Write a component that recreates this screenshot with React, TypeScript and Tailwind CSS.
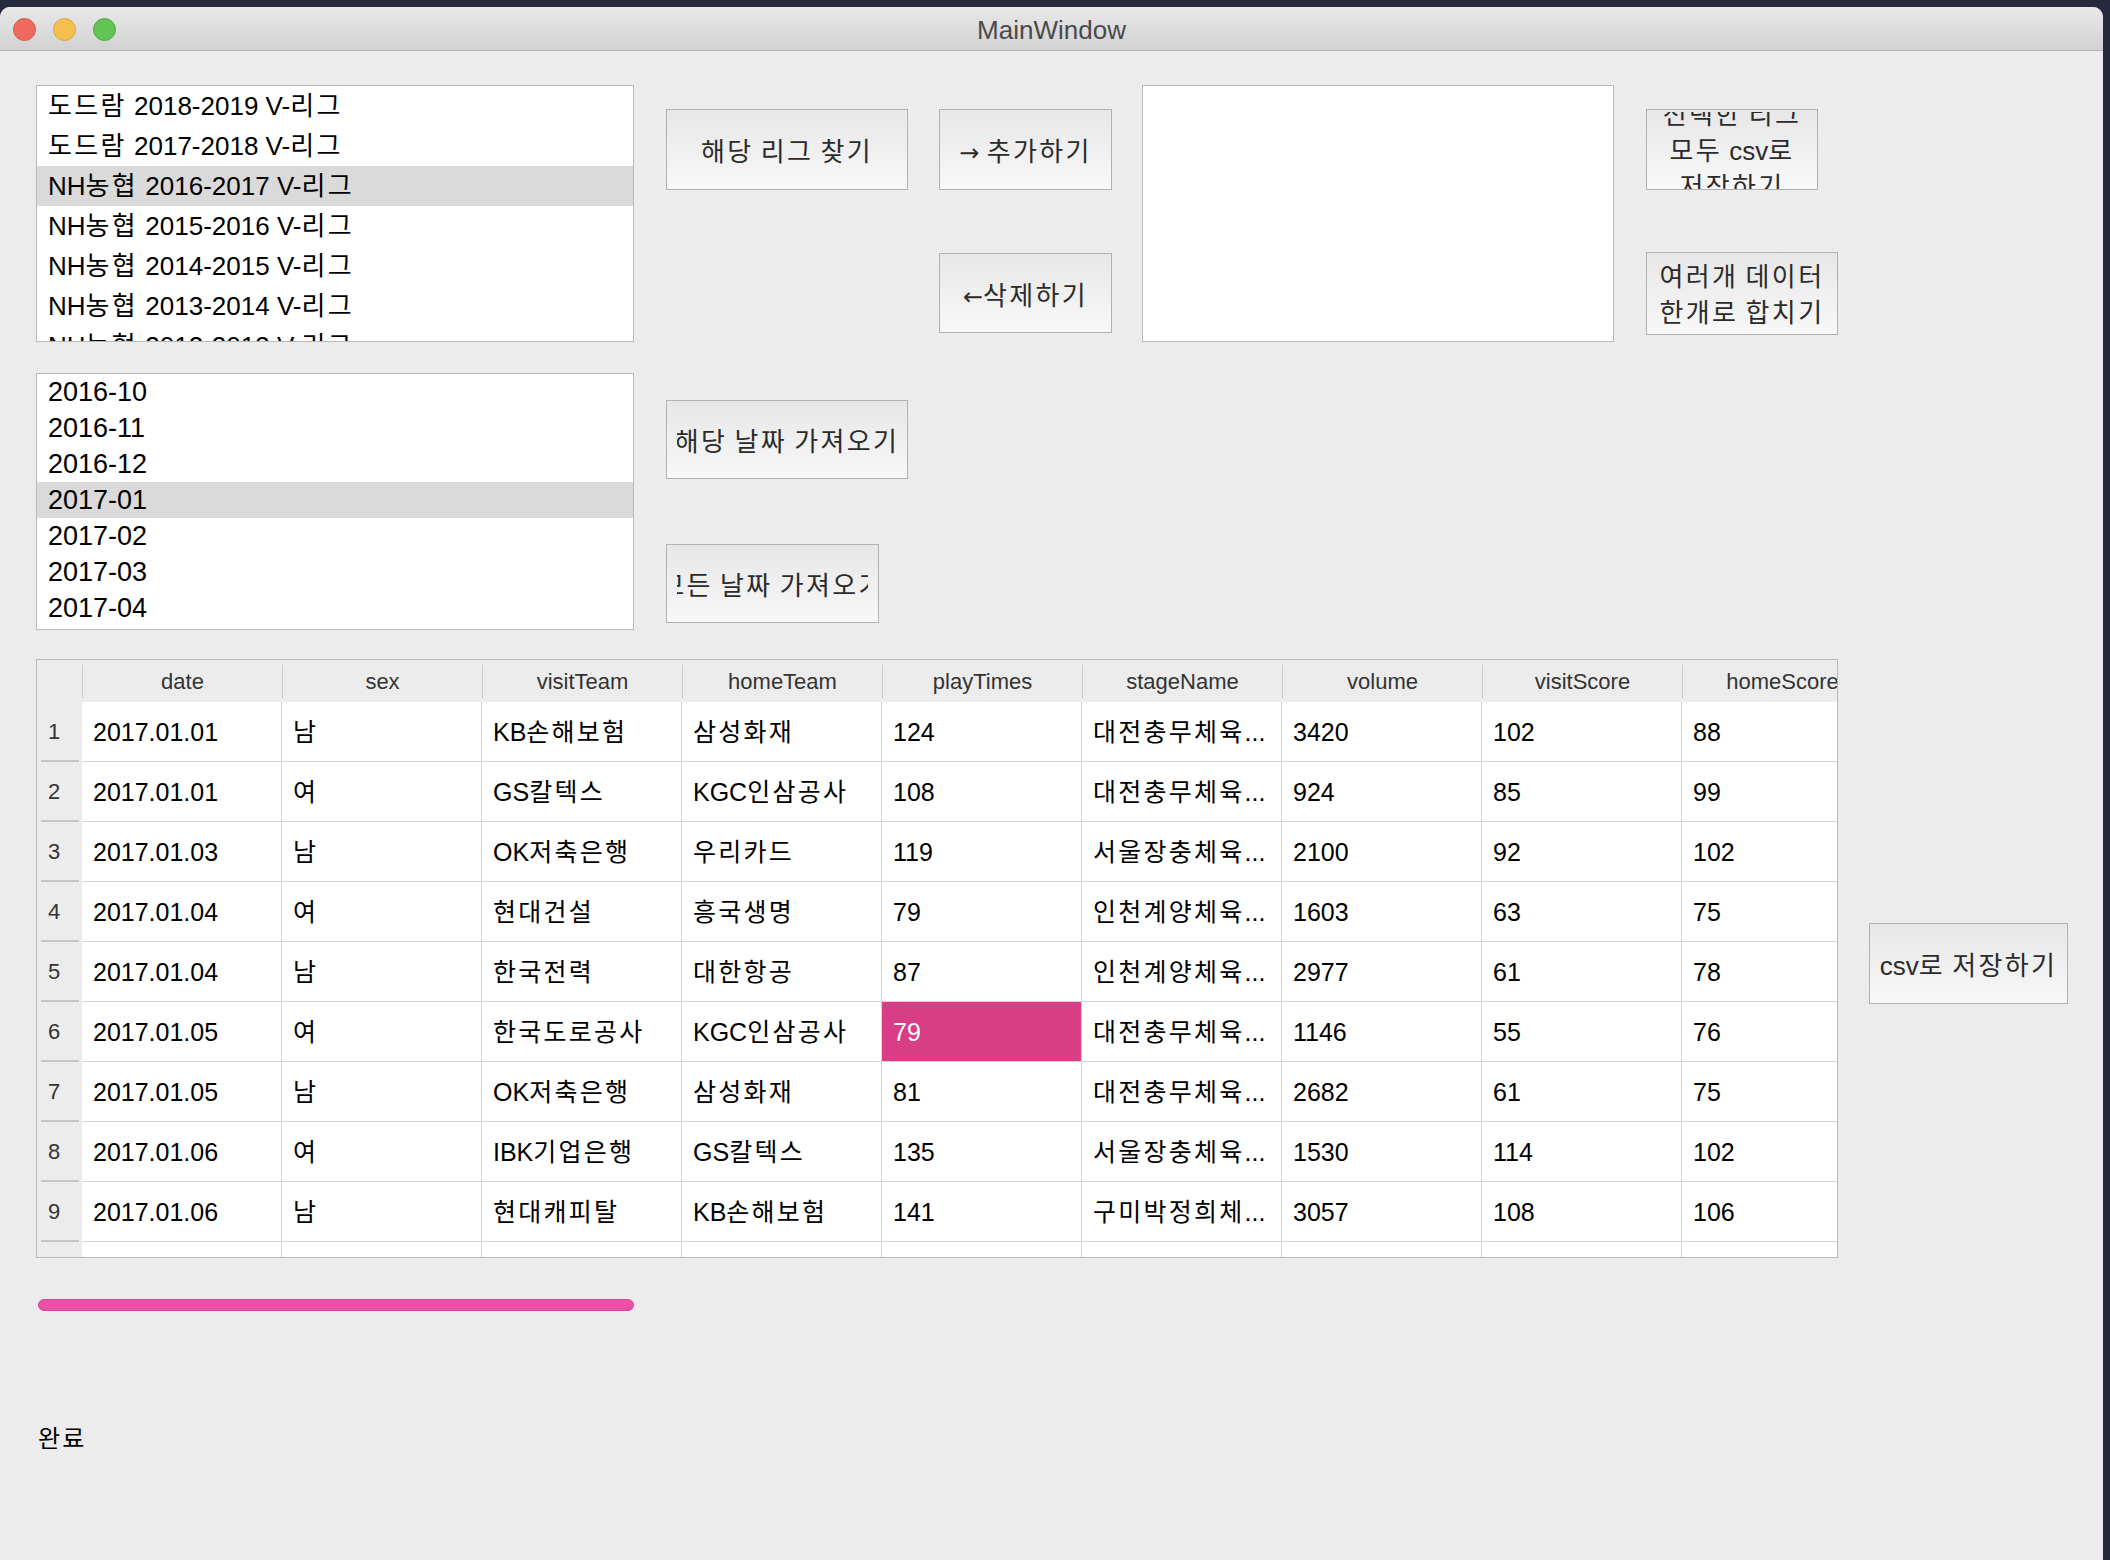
import React from 'react';

const leagues = [
  '도드람 2018-2019 V-리그',
  '도드람 2017-2018 V-리그',
  'NH농협 2016-2017 V-리그',
  'NH농협 2015-2016 V-리그',
  'NH농협 2014-2015 V-리그',
  'NH농협 2013-2014 V-리그',
  'NH농협 2012-2013 V-리그',
];

const months = ['2016-10', '2016-11', '2016-12', '2017-01', '2017-02', '2017-03', '2017-04'];

const columns = ['date', 'sex', 'visitTeam', 'homeTeam', 'playTimes', 'stageName', 'volume', 'visitScore', 'homeScore'];

const rows = [
  ['2017.01.01', '남', 'KB손해보험', '삼성화재', '124', '대전충무체육...', '3420', '102', '88'],
  ['2017.01.01', '여', 'GS칼텍스', 'KGC인삼공사', '108', '대전충무체육...', '924', '85', '99'],
  ['2017.01.03', '남', 'OK저축은행', '우리카드', '119', '서울장충체육...', '2100', '92', '102'],
  ['2017.01.04', '여', '현대건설', '흥국생명', '79', '인천계양체육...', '1603', '63', '75'],
  ['2017.01.04', '남', '한국전력', '대한항공', '87', '인천계양체육...', '2977', '61', '78'],
  ['2017.01.05', '여', '한국도로공사', 'KGC인삼공사', '79', '대전충무체육...', '1146', '55', '76'],
  ['2017.01.05', '남', 'OK저축은행', '삼성화재', '81', '대전충무체육...', '2682', '61', '75'],
  ['2017.01.06', '여', 'IBK기업은행', 'GS칼텍스', '135', '서울장충체육...', '1530', '114', '102'],
  ['2017.01.06', '남', '현대캐피탈', 'KB손해보험', '141', '구미박정희체...', '3057', '108', '106'],
  ['', '', '', '', '', '', '', '', ''],
];

// hangul glyphs come out a bit narrow here, so space them out slightly
function K({ text }: { text: string }) {
  const parts = text.split(/([\uAC00-\uD7A3]+)/);
  return (
    <span className="whitespace-pre">
      {parts.map((p, i) =>
        /[\uAC00-\uD7A3]/.test(p) ? (
          <span key={i} className="tracking-[0.09em]">
            {p}
          </span>
        ) : (
          <React.Fragment key={i}>{p}</React.Fragment>
        )
      )}
    </span>
  );
}

function Arrow({ ch }: { ch: string }) {
  return <span className="font-['DejaVu_Sans',sans-serif] text-[24px]">{ch}</span>;
}

function QtButton({ className, children, tight }: { className: string; children: React.ReactNode; tight?: boolean }) {
  return (
    <div
      className={`shrink-0 border border-[#b1b1b1] bg-linear-to-b from-[#e7e7e7] to-[#f8f8f8] text-[26px] text-[#2b2b2b] ${
        tight ? 'px-[4px] pt-[2px] pb-0' : 'px-[10px] pt-[7px] pb-[1px]'
      } ${className}`}
    >
      <div className="w-full h-full overflow-hidden flex flex-col items-center justify-center whitespace-nowrap">
        {children}
      </div>
    </div>
  );
}

export default function App() {
  return (
    <div className="w-[2110px] h-[1560px] bg-[#272a3f] overflow-hidden font-['Liberation_Sans','Noto_Sans_CJK_KR',sans-serif]">
      <div className="mt-[7px] w-[2103px] h-[1553px] rounded-t-[10px] bg-[#ececec] flex flex-col overflow-hidden">
        {/* title bar */}
        <div className="h-[44px] shrink-0 relative flex items-center justify-center pt-[3px] bg-linear-to-b from-[#e8e8e8] to-[#d2d2d2] border-b border-[#b4b4b4]">
          <div className="absolute left-[13px] top-[11px] flex gap-[17px]">
            <div className="w-[23px] h-[23px] rounded-full bg-[#ee6a5e] border border-[#d9574c]" />
            <div className="w-[23px] h-[23px] rounded-full bg-[#f5bf4f] border border-[#dca53c]" />
            <div className="w-[23px] h-[23px] rounded-full bg-[#61c454] border border-[#51aa44]" />
          </div>
          <span className="text-[26px] text-[#4a4a4a]">MainWindow</span>
        </div>

        <div className="pl-[36px] pt-[34px] flex flex-col">
          {/* top area */}
          <div className="flex items-start">
            <div className="w-[598px] flex flex-col shrink-0">
              <div className="h-[257px] border border-[#b9b9b9] bg-white overflow-hidden">
                {leagues.map((l, i) => (
                  <div
                    key={l}
                    className={`h-[40px] flex items-center pl-[11px] text-[26px] text-black whitespace-nowrap ${
                      i === 2 ? 'bg-[#dadada]' : ''
                    }`}
                  >
                    <K text={l} />
                  </div>
                ))}
              </div>
              <div className="mt-[31px] h-[257px] border border-[#b9b9b9] bg-white overflow-hidden">
                {months.map((m, i) => (
                  <div
                    key={m}
                    className={`h-[36px] flex items-center pl-[11px] text-[27px] text-black ${i === 3 ? 'bg-[#dadada]' : ''}`}
                  >
                    {m}
                  </div>
                ))}
              </div>
            </div>

            <div className="ml-[32px] w-[242px] flex flex-col items-start shrink-0">
              <QtButton className="mt-[24px] w-[242px] h-[81px]">
                <K text="해당 리그 찾기" />
              </QtButton>
              <QtButton className="mt-[210px] w-[242px] h-[79px]">
                <K text="해당 날짜 가져오기" />
              </QtButton>
              <QtButton className="mt-[65px] w-[213px] h-[79px]">
                <K text="모든 날짜 가져오기" />
              </QtButton>
            </div>

            <div className="ml-[31px] w-[173px] flex flex-col shrink-0">
              <QtButton className="mt-[24px] w-[173px] h-[81px]">
                <div>
                  <Arrow ch="→" /> <K text="추가하기" />
                </div>
              </QtButton>
              <QtButton className="mt-[63px] w-[173px] h-[80px]">
                <div>
                  <Arrow ch="←" />
                  <K text="삭제하기" />
                </div>
              </QtButton>
            </div>

            <div className="ml-[30px] w-[472px] h-[257px] shrink-0 border border-[#b9b9b9] bg-white" />

            <div className="ml-[32px] flex flex-col items-start shrink-0">
              <QtButton tight className="mt-[24px] w-[172px] h-[81px]">
                <div className="leading-[36px]">
                  <K text="선택한 리그" />
                </div>
                <div className="leading-[36px]">
                  <K text="모두 csv로" />
                </div>
                <div className="leading-[36px]">
                  <K text="저장하기" />
                </div>
              </QtButton>
              <QtButton tight className="mt-[62px] w-[192px] h-[83px]">
                <div className="leading-[36px]">
                  <K text="여러개 데이터" />
                </div>
                <div className="leading-[36px]">
                  <K text="한개로 합치기" />
                </div>
              </QtButton>
            </div>
          </div>

          {/* table area */}
          <div className="mt-[29px] flex items-start">
            <div className="w-[1802px] h-[599px] shrink-0 border border-[#b9b9b9] bg-white overflow-hidden">
              <div className="h-[42px] flex bg-[#ececec]">
                <div className="w-[45px] shrink-0" />
                {columns.map((c) => (
                  <div key={c} className="w-[200px] shrink-0 flex items-center">
                    <div className="w-px h-[33px] bg-[#c9c9c9]" />
                    <div className="flex-1 text-center text-[22px] text-[#333] whitespace-nowrap">{c}</div>
                  </div>
                ))}
              </div>
              {rows.map((r, i) => (
                <div key={i} className="h-[60px] flex">
                  <div className="w-[45px] shrink-0 bg-[#ececec] flex flex-col">
                    <div className="flex-1 flex items-center pl-[11px] text-[22px] text-[#333]">{r[0] ? i + 1 : ''}</div>
                    <div className="h-[2px] ml-[4px] mr-[3px] bg-[#c6c6c6]" />
                  </div>
                  {r.map((v, j) => (
                    <div
                      key={j}
                      className={`w-[200px] shrink-0 border-r border-b border-[#d4d4d4] flex items-center pl-[11px] pt-[2px] text-[25px] whitespace-nowrap ${
                        i === 5 && j === 4 ? 'bg-[#d93d85] text-white' : 'text-black'
                      }`}
                    >
                      <K text={v} />
                    </div>
                  ))}
                </div>
              ))}
            </div>

            <QtButton className="ml-[31px] mt-[264px] w-[199px] h-[81px]">
              <K text="csv로 저장하기" />
            </QtButton>
          </div>

          {/* progress */}
          <div className="mt-[41px] ml-[2px] w-[596px] h-[12px] rounded-full bg-[#ec50a9] border border-[#d6489a]" />

          <div className="mt-[114px] ml-[2px] text-[24px] leading-[28px] text-black">
            <K text="완료" />
          </div>
        </div>
      </div>
    </div>
  );
}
┄┄┄┄┄┄┄┄┄┄┄┄┄┄┄┄┄┄┄┄
Do this
Identify which lines contain the word "React" and copy each one.

The reply
Write a component that recreates this screenshot with React, TypeScript and Tailwind CSS.
import React from 'react';
          <React.Fragment key={i}>{p}</React.Fragment>
function QtButton({ className, children, tight }: { className: string; children: React.ReactNode; tight?: boolean }) {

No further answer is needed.